An engineering model of the Volatiles Investigating Polar Exploration Rover, or VIPER, is tested in the Simulated Lunar Operations Laboratory at NASA’s Glenn Research Center in Cleveland, Ohio. About the size of a golf cart, VIPER is a mobile robot that will roam around the Moon’s South Pole looking for water ice in the region and for the first time ever, actually sample the water ice at the same pole where the first woman and next man will land in 2024 under the Artemis program.
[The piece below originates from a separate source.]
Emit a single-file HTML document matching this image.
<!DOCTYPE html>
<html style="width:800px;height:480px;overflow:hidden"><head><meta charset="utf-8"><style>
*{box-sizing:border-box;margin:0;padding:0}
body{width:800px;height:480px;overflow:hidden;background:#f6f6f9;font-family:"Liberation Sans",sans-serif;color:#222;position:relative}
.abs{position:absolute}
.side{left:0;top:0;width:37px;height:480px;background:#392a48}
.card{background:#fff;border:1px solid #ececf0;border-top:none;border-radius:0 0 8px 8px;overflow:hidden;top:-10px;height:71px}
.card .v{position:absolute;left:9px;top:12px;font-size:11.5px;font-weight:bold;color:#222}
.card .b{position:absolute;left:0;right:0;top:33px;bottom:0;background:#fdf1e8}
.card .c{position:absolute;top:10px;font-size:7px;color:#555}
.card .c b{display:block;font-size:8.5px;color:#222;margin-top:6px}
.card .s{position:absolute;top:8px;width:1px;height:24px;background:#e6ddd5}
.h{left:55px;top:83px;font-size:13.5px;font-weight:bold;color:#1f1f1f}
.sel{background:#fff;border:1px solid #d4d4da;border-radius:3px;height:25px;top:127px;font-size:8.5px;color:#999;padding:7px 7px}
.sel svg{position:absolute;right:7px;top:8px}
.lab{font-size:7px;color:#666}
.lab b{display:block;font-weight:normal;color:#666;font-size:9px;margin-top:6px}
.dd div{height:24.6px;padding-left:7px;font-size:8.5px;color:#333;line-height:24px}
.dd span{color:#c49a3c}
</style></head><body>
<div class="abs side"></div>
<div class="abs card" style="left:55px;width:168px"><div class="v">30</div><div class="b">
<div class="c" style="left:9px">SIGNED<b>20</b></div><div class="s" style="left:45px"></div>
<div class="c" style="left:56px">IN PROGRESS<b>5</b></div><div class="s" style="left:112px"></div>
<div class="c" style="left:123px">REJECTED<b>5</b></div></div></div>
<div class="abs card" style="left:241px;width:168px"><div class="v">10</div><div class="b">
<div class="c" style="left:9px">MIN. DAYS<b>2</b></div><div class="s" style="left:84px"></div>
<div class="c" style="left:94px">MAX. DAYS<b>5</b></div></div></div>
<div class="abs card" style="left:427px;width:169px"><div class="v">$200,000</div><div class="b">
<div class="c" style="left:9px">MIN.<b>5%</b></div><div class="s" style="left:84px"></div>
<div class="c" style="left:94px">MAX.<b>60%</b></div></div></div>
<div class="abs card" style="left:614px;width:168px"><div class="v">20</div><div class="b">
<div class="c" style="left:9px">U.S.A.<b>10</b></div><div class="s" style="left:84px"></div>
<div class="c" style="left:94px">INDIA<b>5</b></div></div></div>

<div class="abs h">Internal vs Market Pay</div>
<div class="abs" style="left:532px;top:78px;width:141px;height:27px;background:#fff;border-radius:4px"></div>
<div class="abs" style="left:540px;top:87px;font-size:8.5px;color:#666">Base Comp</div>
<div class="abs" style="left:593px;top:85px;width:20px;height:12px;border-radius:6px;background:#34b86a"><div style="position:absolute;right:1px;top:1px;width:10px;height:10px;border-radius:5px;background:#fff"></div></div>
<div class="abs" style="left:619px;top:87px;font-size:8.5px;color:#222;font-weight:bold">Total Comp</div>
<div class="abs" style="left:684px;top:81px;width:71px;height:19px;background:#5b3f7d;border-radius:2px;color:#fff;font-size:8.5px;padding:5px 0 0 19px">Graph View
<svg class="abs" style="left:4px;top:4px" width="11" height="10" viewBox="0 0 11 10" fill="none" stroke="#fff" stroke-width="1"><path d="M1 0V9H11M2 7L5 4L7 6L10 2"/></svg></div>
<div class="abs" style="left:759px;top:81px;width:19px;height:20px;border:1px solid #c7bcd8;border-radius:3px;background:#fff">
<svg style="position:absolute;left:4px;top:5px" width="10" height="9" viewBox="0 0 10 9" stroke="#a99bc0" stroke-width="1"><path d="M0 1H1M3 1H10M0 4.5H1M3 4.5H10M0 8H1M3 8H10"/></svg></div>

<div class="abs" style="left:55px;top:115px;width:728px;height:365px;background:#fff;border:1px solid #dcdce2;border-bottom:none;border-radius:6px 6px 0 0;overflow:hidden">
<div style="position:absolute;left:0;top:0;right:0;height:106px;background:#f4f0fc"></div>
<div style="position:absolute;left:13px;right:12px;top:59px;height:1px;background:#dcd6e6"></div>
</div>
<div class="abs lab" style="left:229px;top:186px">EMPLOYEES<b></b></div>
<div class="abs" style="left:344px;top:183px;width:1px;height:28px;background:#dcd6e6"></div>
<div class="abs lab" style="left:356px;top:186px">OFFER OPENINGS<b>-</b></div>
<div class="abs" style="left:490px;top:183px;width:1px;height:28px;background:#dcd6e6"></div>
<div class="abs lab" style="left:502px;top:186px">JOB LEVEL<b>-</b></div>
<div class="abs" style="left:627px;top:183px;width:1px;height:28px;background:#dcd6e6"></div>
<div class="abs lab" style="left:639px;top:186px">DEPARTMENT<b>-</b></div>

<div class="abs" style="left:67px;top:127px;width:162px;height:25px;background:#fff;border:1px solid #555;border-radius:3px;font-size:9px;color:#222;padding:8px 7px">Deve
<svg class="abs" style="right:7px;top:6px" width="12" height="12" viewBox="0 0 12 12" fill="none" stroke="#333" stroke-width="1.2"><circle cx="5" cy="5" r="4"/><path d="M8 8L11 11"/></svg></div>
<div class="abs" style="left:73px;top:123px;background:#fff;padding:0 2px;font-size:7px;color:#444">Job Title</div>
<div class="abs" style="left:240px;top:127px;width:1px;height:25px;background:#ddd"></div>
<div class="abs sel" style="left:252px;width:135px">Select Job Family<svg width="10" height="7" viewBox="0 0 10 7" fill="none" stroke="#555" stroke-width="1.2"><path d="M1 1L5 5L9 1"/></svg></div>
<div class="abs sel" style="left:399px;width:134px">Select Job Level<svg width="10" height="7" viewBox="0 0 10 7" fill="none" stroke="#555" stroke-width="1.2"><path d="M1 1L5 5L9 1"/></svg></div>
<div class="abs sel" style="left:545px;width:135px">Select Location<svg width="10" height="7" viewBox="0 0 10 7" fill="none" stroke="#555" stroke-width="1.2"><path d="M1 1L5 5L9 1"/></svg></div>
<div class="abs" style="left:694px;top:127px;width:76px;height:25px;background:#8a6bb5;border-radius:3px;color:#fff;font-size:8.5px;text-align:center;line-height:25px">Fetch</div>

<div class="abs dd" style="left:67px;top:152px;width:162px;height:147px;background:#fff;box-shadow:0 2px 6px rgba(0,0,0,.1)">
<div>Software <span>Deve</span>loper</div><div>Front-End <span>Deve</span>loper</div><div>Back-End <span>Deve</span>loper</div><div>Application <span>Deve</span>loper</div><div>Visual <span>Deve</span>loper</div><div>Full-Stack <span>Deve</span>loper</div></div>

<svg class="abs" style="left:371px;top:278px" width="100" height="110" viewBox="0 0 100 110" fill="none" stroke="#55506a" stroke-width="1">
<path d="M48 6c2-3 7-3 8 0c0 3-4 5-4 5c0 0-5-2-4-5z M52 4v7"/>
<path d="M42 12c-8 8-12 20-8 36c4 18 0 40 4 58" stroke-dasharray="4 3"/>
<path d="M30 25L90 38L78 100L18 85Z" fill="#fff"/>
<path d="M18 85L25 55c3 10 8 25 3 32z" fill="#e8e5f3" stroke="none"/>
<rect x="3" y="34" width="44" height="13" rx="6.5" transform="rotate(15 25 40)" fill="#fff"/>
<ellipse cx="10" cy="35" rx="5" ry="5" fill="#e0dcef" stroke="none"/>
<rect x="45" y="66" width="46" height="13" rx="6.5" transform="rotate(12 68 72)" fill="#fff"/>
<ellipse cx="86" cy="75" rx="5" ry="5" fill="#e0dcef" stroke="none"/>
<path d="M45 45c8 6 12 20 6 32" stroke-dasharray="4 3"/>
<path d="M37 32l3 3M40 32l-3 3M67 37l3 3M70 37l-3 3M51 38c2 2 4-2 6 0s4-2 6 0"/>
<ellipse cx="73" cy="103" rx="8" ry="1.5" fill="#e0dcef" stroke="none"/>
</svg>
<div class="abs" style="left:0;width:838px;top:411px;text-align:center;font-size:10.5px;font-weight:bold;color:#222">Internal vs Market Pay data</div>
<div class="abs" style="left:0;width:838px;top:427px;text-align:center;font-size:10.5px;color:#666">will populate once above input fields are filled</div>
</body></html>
The large, adjustable soil bin contains lunar simulant and allows engineers to mimic the Moon’s terrain. Engineers from NASA’s Johnson Space Center in Houston, where the rover was designed and built, joined the Glenn team to complete the tests. Test data will be used to evaluate the traction of the vehicle and wheels, determine the power requirements for a variety of maneuvers and compare methods of traversing steep slopes. Respirators are worn by researchers to protect against the airborne silica that is present during testing.
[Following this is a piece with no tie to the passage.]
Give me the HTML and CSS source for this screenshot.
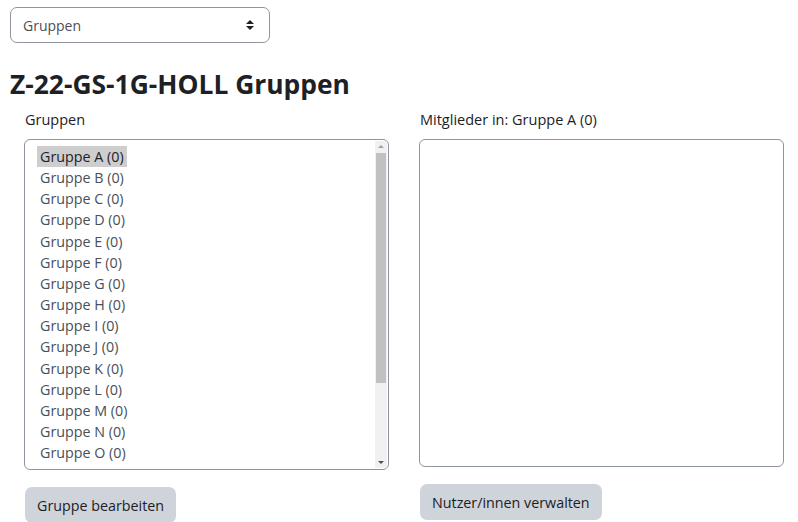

VIPER is a collaboration within and beyond the agency. NASA’s Ames Research Center in Silicon Valley is managing the project, leading the mission’s science, systems engineering, real-time rover surface operations and software. The rover’s instruments are provided by Ames, NASA’s Kennedy Space Center in Florida and commercial partner, Honeybee Robotics in California. The spacecraft, lander and launch vehicle that will deliver VIPER to the surface of the Moon will be provided through NASA’s Commercial Lunar Payload Services program, delivering science and technology payloads to and near the Moon.